Matt Groening Struck By Mummy’s Curse, Turned Into Doll

matt groening dollSimpson creator Matt Groening went to Egypt to check out the pyramid and he foolishly ignored all the hieroglyphic warnings and trespassed into the forbidden zone when all of a sudden The Mummy appeared and cast a big curse on him. As karmic retribution for all his brazen merchandising and capitalist crimes, Mr. Groening was turned into a piece of merchandise himself, how ironic. Now he is no longer human, he is just a doll and can’t do human things anymore, rip.

OK but seriously now, for just fifty American dollars you can buy a toy version of the guy whose signature appears on all your other Simpsons toys. Here’s what the solicitation says:

Created by legendary “Life is Hell” cartoonist Matt Groening, THE SIMPSONS is celebrating its 500th episode in February 2012, and Kidrobot is honoring the father of primetime animation in the only way we know how – making him into a 6-inch vinyl toy! Complete with goatee and glasses, director’s jacket, and pad and pencil accessories, it is the first EVER Simpsons Matt Groening toy.

Essentially, if you cut out the middlemen, you can pay a guy money and he will give you a doll version of himself. This is so weird and messed up that I needed to lie down to fully contemplate the many levels of Meta this object encapsulates.

This toy thing is the latest example of Matt Groening injecting himself into Simpsons media. Over the past eight years, he’s made a couple guest appearances as himself, his face is on the spine of the Season 12 DVD, and there’s a whole level in a video game where you have to take him down. Becoming an action figure was the next logical step in his newfound quest to be part of his own creation, like the TV producer equivalent of a birth reenactment.

Not to toot my own horn, but I believe I was present when this quest formed in his head. I was at the Simpsons panel at Comic-Con in 2003, where I witnessed some guy from the Simpsons Collector Sector present Groening with a homemade toy version of himself, I guess as some sort of Simpsons dork offering to The One True Creator (PBUH). Little did I know that as soon as he received it, Groening secretly began plotting a way to bring it to market and make money off it. First, he would have to slowly introduce his Simpsonized likeness to the masses, hence the in-show appearances. Then he’d have to forge a partnership with a luxury toymaker (Kidrobot has been making Simpsons toys for a couple years now). Then, bam – a Matt Groening doll. It took him nearly nine years, but he did it. Now that’s dedication.

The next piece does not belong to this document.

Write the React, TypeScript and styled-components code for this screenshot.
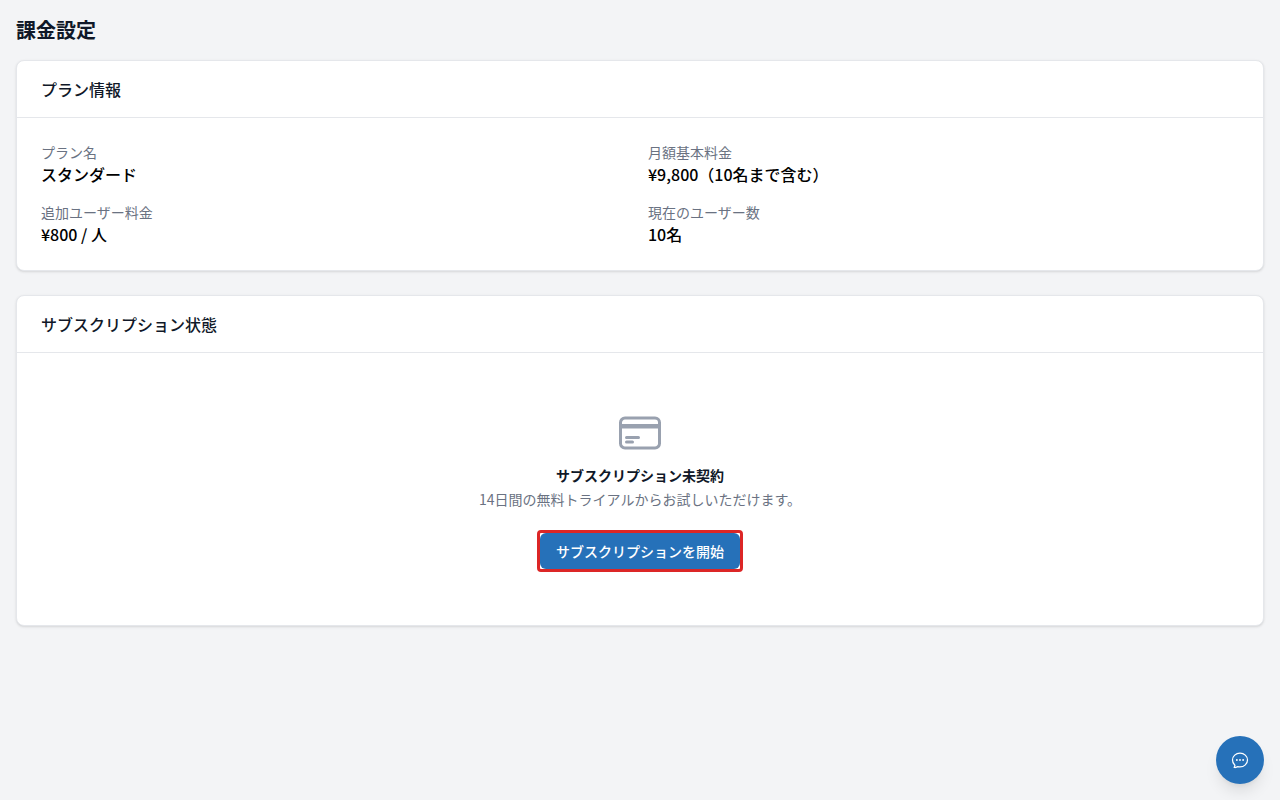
import React from 'react';
import styled, { createGlobalStyle } from 'styled-components';

const GlobalStyle = createGlobalStyle`
  *, *::before, *::after { box-sizing: border-box; }
  body {
    margin: 0;
    background: #f3f4f6;
    color: #000;
    font-family: "Noto Sans CJK JP", sans-serif;
    font-size: 16px;
    line-height: 24px;
  }
  h1, h2, h3, p, dl, dt, dd { margin: 0; }
`;

const Page = styled.main`
  display: flex;
  flex-direction: column;
  min-height: 100vh;
  padding: 16px;
`;

const PageTitle = styled.h1`
  margin-bottom: 16px;
  color: #101828;
  font-size: 20px;
  font-weight: 700;
  line-height: 28px;
`;

const Sections = styled.div`
  display: flex;
  flex-direction: column;
  gap: 24px;
`;

const Card = styled.section`
  background: #fff;
  border: 1px solid #e5e7eb;
  border-radius: 8px;
  box-shadow: 0 1px 3px rgba(0, 0, 0, 0.1), 0 1px 2px -1px rgba(0, 0, 0, 0.1);
`;

const CardHeader = styled.header`
  padding: 16px 24px;
  border-bottom: 1px solid #e5e7eb;
`;

const CardTitle = styled.h2`
  color: #101828;
  font-size: 16px;
  font-weight: 500;
  line-height: 24px;
`;

const CardBody = styled.div`
  padding: 24px;
`;

const PlanGrid = styled.dl`
  display: grid;
  grid-template-columns: repeat(2, minmax(0, 1fr));
  gap: 16px;
`;

const PlanLabel = styled.dt`
  color: #6a7282;
  font-size: 14px;
  line-height: 20px;
`;

const PlanValue = styled.dd`
  font-weight: 500;
`;

const EmptyState = styled.div`
  display: flex;
  flex-direction: column;
  align-items: center;
  padding: 32px 0;
  font-size: 14px;
  line-height: 20px;
  text-align: center;
`;

const CardIcon = styled.svg`
  width: 48px;
  height: 48px;
  color: #99a1af;
`;

const EmptyTitle = styled.h3`
  margin-top: 8px;
  color: #101828;
  font-size: 14px;
  font-weight: 700;
`;

const EmptyText = styled.p`
  margin-top: 4px;
  color: #6a7282;
`;

const PrimaryButton = styled.button`
  position: relative;
  margin-top: 24px;
  padding: 8px 16px;
  border: 0;
  border-radius: 6px;
  background: #2671b9;
  color: #fff;
  font-family: inherit;
  font-size: 14px;
  font-weight: 500;
  line-height: 20px;
  cursor: pointer;

  &::after {
    content: "";
    position: absolute;
    inset: -3px;
    border: 3px solid #dc2626;
    border-radius: 4px;
  }
`;

const ChatButton = styled.button`
  position: fixed;
  right: 16px;
  bottom: 16px;
  display: flex;
  align-items: center;
  justify-content: center;
  width: 48px;
  height: 48px;
  padding: 0;
  border: 0;
  border-radius: 50%;
  background: #2671b9;
  color: #fff;
  box-shadow: 0 10px 15px -3px rgba(0, 0, 0, 0.1), 0 4px 6px -4px rgba(0, 0, 0, 0.1);
  cursor: pointer;
`;

const plan = [
  { label: 'プラン名', value: 'スタンダード' },
  { label: '月額基本料金', value: '¥9,800（10名まで含む）' },
  { label: '追加ユーザー料金', value: '¥800 / 人' },
  { label: '現在のユーザー数', value: '10名' },
];

export default function App() {
  return (
    <>
      <GlobalStyle />
      <Page lang="ja">
        <PageTitle>課金設定</PageTitle>
        <Sections>
          <Card>
            <CardHeader>
              <CardTitle>プラン情報</CardTitle>
            </CardHeader>
            <CardBody>
              <PlanGrid>
                {plan.map((item) => (
                  <div key={item.label}>
                    <PlanLabel>{item.label}</PlanLabel>
                    <PlanValue>{item.value}</PlanValue>
                  </div>
                ))}
              </PlanGrid>
            </CardBody>
          </Card>
          <Card>
            <CardHeader>
              <CardTitle>サブスクリプション状態</CardTitle>
            </CardHeader>
            <CardBody>
              <EmptyState>
                <CardIcon
                  viewBox="0 0 24 24"
                  fill="none"
                  stroke="currentColor"
                  strokeWidth="1.5"
                  strokeLinecap="round"
                  strokeLinejoin="round"
                  aria-hidden="true"
                >
                  <path d="M2.25 8.25h19.5M2.25 9h19.5m-16.5 5.25h6m-6 2.25h3m-3.75 3h15a2.25 2.25 0 0 0 2.25-2.25V6.75A2.25 2.25 0 0 0 19.5 4.5h-15a2.25 2.25 0 0 0-2.25 2.25v10.5A2.25 2.25 0 0 0 4.5 19.5Z" />
                </CardIcon>
                <EmptyTitle>サブスクリプション未契約</EmptyTitle>
                <EmptyText>14日間の無料トライアルからお試しいただけます。</EmptyText>
                <PrimaryButton type="button">サブスクリプションを開始</PrimaryButton>
              </EmptyState>
            </CardBody>
          </Card>
        </Sections>
      </Page>
      <ChatButton type="button" aria-label="チャット">
        <svg
          width="20"
          height="20"
          viewBox="0 0 24 24"
          fill="none"
          stroke="currentColor"
          strokeWidth="1.5"
          strokeLinecap="round"
          strokeLinejoin="round"
          aria-hidden="true"
        >
          <path d="M8.625 12a.375.375 0 1 1-.75 0 .375.375 0 0 1 .75 0Zm0 0H8.25m4.125 0a.375.375 0 1 1-.75 0 .375.375 0 0 1 .75 0Zm0 0H12m4.125 0a.375.375 0 1 1-.75 0 .375.375 0 0 1 .75 0Zm0 0h-.375M21 12c0 4.556-4.03 8.25-9 8.25a9.764 9.764 0 0 1-2.555-.337A5.972 5.972 0 0 1 5.41 20.97a5.969 5.969 0 0 1-.474-.065 4.48 4.48 0 0 0 .978-2.025c.09-.457-.133-.901-.467-1.226C3.93 16.178 3 14.189 3 12c0-4.556 4.03-8.25 9-8.25s9 3.694 9 8.25Z" />
        </svg>
      </ChatButton>
    </>
  );
}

Maybe this is a sign of things to come. Once the merchandise-makers exhaust all the other characters (I’m still waiting for a Just Stamp The Ticket Guy figurine), the only natural course of action will be to start producing a line of all the other Simpsons writer-producers. Imagine the possibilities! Maybe the George Meyer doll could come with a little copy of Army Man, and the James L. Brooks doll could come with a Spanglish poster! You could re-enact the Simon/Groening feud with your officially licensed Sam Simon and Matt Groening dolls! You could finally get your revenge on Mike Scully by putting his toy surrogate in the microwave! You could have John Swartzwelder go on a playdate with the Ron Paul action figure! Heck, once you collect ’em all, you can gather up the whole gang and hold imaginary writer meetings in your Dream Gracie Films Bungalow! Someone please schedule me a pitch meeting with the toy company ASAP!!!!!